ATM means the strike equals the current price. ITM means exercising would already have value (a $190 call when the stock is $200). OTM means exercising would be worthless right now.
Example: AAPL at $200: the $200 call is ATM, the $190 call is ITM, the $220 call is OTM.
Call
The right to buy stock at the strike.
A call gains value when the stock rises. Buying a call is bullish. Selling a call is bearish or neutral, and obligates you to deliver shares if assigned.
Put
The right to sell stock at the strike.
A put gains value when the stock falls. Buying a put is bearish or protective.
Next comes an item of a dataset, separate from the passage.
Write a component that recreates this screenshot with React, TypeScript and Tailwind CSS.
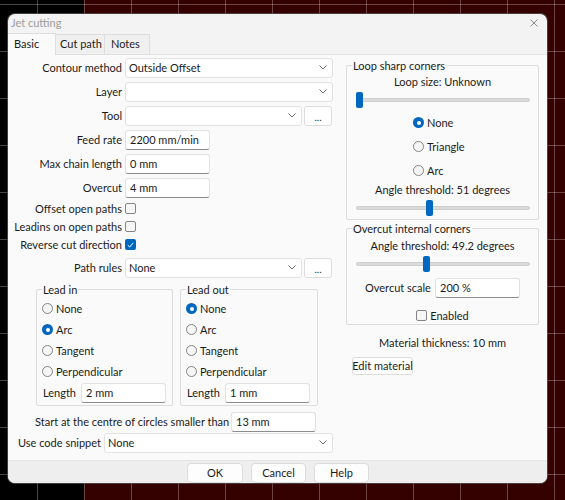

Selling a put is bullish, and obligates you to buy shares if assigned.
Assignment
Being forced to deliver (or receive) stock on a short option.
If you are short a call and the stock is above the strike at expiration, you will be assigned: you must deliver 100 shares per contract at the strike. Same idea for short puts in reverse.
Exercise
Using your right to buy or sell at the strike.
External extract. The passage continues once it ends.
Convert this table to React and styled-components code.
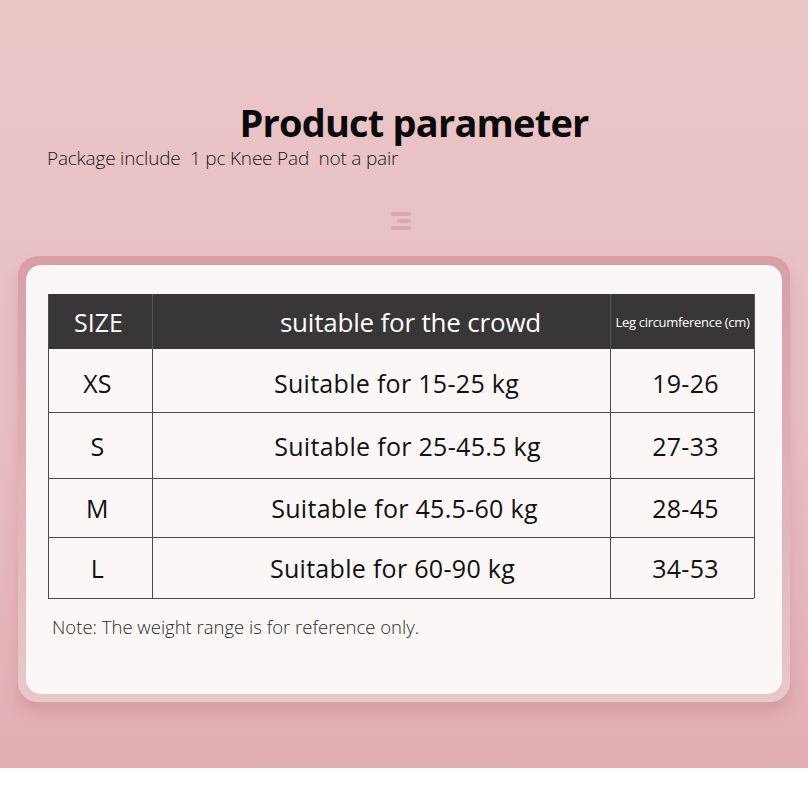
import React from "react";
import styled, { createGlobalStyle } from "styled-components";

const Global = createGlobalStyle`
  html, body { margin: 0; padding: 0; background: #ffffff; }
  body { font-family: "Open Sans", "Noto Sans", sans-serif; }
`;

const Page = styled.div`
  height: 768px;
  background: linear-gradient(180deg, #eac5c6 0%, #e8bfc3 55%, #e1adb3 100%);
  display: flex;
  flex-direction: column;
  align-items: stretch;
`;

const Title = styled.h1`
  margin: 99px 0 0;
  text-align: center;
  font-size: 38px;
  line-height: 46px;
  font-weight: 700;
  color: #0a0a0a;
  letter-spacing: -0.8px;
  padding-left: 20px;
`;

const Subtitle = styled.p`
  margin: 0 0 0 47px;
  font-size: 19px;
  line-height: 26px;
  font-weight: 300;
  color: #1a1a1a;
  letter-spacing: -0.2px;
  white-space: pre;
`;

const MenuMark = styled.div`
  align-self: center;
  margin: 41px 6px 0 0;
  width: 20px;
  display: flex;
  flex-direction: column;
  align-items: flex-end;
  gap: 3px;
`;

const Bar = styled.span`
  display: block;
  height: 4px;
  border-radius: 2px;
  width: ${(p) => p.$w}px;
  background: #dba7ae;
`;

const Frame = styled.div`
  margin: 26px 18px 0;
  padding: 9px 8px 8px;
  border-radius: 20px;
  background: linear-gradient(180deg, #d79ea6 0%, #e2b5ba 60%, #e8c8cb 100%);
  box-shadow: 0 10px 14px rgba(190, 120, 130, 0.35);
`;

const Card = styled.div`
  background: #fbf7f7;
  border-radius: 15px;
  height: 429px;
  padding: 29px 28px 0 22px;
  box-sizing: border-box;
`;

const Table = styled.div`
  display: grid;
  grid-template-columns: 104px 458px 144px;
  grid-template-rows: 55px 63px 66px 59px 61px;
  border-left: 1.5px solid #4a4a4a;
  border-bottom: 1.5px solid #4a4a4a;
  width: 706px;
  box-sizing: border-box;
`;

const HeadCell = styled.div`
  background: #383636;
  color: #ffffff;
  display: flex;
  align-items: center;
  justify-content: center;
  font-size: ${(p) => p.$size}px;
  padding-left: ${(p) => p.$pl || 0}px;
  padding-right: ${(p) => p.$pr || 0}px;
  letter-spacing: ${(p) => p.$ls || 0}px;
  white-space: nowrap;
  border-right: 1.5px solid ${(p) => (p.$last ? "#383636" : "#555")};
`;

const Cell = styled.div`
  display: flex;
  align-items: center;
  justify-content: center;
  font-size: 25px;
  color: #111;
  letter-spacing: 0.3px;
  border-right: 1.5px solid #4a4a4a;
  border-top: ${(p) => (p.$first ? "none" : "1.5px solid #4a4a4a")};
  padding-left: ${(p) => p.$pl || 0}px;
  padding-right: ${(p) => p.$pr || 0}px;
  padding-top: ${(p) => p.$pt || 0}px;
`;

const Note = styled.p`
  margin: 15px 0 0 4px;
  font-size: 18.5px;
  font-weight: 300;
  color: #2a2a2a;
  letter-spacing: 0px;
`;

const rows = [
  { size: "XS", text: "Suitable for 15-25 kg", leg: "19-26", pl: 30, pt: 4 },
  { size: "S", text: "Suitable for 25-45.5 kg", leg: "27-33", pl: 52, pt: 0 },
  { size: "M", text: "Suitable for 45.5-60 kg", leg: "28-45", pl: 46, pt: 0 },
  { size: "L", text: "Suitable for 60-90 kg", leg: "34-53", pl: 22, pt: 0 },
];

export default function App() {
  return (
    <>
      <Global />
      <Page>
        <Title>Product parameter</Title>
        <Subtitle>{"Package include  1 pc Knee Pad  not a pair"}</Subtitle>
        <MenuMark>
          <Bar $w={20} />
          <Bar $w={14} />
          <Bar $w={20} />
        </MenuMark>
        <Frame>
          <Card>
            <Table>
              <HeadCell $size={25} $pr={4}>SIZE</HeadCell>
              <HeadCell $size={26} $pl={58} $ls={-0.2}>suitable for the crowd</HeadCell>
              <HeadCell $size={13} $ls={-0.3}>Leg circumference (cm)</HeadCell>
              {rows.map((r, i) => (
                <React.Fragment key={r.size}>
                  <Cell $first={i === 0} $pt={r.pt} $pr={6}>{r.size}</Cell>
                  <Cell $first={i === 0} $pt={r.pt} $pl={r.pl}>{r.text}</Cell>
                  <Cell $first={i === 0} $pt={r.pt} $pl={6}>{r.leg}</Cell>
                </React.Fragment>
              ))}
            </Table>
            <Note>Note: The weight range is for reference only.</Note>
          </Card>
        </Frame>
      </Page>
    </>
  );
}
Long calls and puts can be exercised. In practice almost no one exercises early; the option is usually worth more than the intrinsic value, so traders sell the option instead.
Delta
How much the option price moves per $1 stock move.
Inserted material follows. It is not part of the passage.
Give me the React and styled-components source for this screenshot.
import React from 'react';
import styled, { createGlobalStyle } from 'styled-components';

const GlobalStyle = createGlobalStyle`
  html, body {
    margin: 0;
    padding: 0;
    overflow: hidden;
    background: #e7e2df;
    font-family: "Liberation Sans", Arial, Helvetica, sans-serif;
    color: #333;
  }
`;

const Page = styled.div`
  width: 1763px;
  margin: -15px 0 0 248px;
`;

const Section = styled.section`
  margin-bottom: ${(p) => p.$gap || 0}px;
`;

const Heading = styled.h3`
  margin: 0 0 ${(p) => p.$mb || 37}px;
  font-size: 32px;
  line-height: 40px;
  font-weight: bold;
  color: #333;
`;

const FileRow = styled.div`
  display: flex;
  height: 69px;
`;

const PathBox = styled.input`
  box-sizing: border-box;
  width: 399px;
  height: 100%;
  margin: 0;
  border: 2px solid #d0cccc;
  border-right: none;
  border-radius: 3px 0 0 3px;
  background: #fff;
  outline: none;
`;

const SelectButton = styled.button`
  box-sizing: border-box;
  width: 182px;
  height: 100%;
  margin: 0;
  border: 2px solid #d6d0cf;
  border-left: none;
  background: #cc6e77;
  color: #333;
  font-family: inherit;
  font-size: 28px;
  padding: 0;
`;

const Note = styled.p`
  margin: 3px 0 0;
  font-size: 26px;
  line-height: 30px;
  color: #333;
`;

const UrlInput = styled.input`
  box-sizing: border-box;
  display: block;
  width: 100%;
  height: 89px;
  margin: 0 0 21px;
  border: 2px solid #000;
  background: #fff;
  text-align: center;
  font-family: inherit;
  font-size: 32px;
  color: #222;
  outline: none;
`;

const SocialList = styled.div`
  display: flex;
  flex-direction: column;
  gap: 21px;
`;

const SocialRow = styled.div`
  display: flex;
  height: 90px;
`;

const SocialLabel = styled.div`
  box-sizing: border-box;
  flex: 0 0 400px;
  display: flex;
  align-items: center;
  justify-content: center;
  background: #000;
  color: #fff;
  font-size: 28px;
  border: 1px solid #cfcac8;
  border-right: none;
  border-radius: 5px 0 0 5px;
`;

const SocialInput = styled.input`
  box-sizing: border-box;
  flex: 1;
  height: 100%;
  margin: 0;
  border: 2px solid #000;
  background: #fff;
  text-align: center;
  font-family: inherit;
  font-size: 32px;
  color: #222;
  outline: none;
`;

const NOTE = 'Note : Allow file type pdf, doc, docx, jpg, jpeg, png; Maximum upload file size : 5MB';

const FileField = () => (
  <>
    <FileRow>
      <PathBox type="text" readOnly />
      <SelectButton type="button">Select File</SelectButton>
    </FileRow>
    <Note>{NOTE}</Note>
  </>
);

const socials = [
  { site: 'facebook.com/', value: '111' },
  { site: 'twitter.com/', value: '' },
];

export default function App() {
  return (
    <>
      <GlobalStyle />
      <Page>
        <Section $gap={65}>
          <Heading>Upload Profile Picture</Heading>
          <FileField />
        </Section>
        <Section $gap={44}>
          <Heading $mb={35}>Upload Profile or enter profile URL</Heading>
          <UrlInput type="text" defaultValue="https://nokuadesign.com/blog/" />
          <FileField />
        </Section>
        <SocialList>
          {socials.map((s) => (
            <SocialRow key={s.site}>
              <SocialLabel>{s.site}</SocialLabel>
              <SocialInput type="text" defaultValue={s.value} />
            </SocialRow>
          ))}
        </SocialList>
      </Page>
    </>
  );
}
Delta is also a quick proxy for the probability the option finishes in the money. A 0.30 delta call behaves roughly like 30 shares of stock and has a rough 30% chance of expiring ITM.
Gamma
How fast delta itself changes.
High gamma means your P&L can swing quickly when the stock moves. Gamma spikes near expiration for at-the-money options; that is why short-dated trades feel jumpy.
Theta
Daily P&L from time passing.
Every day that passes, an option loses a little extrinsic value. Theta tells you how much per day. Sellers of options collect theta; buyers pay it.
Vega
How much the option price moves per 1-point change in IV.
Long options are long vega (they like rising IV). Short options are short vega (they like falling IV). After earnings, IV usually crushes, hurting long-vega trades.
Rho
Sensitivity to interest rates.
How much the option price moves per 1% change in interest rates. Usually small enough to ignore unless the option is more than a year out.
Implied volatility
What the market thinks future volatility will be.
IV is the volatility number that makes the option pricing model match the actual market price. Higher IV means options are more expensive. Traders compare IV to history to decide whether options are cheap or rich.
IV Rank
Where current IV sits in its 1-year range, on a 0 to 100 scale.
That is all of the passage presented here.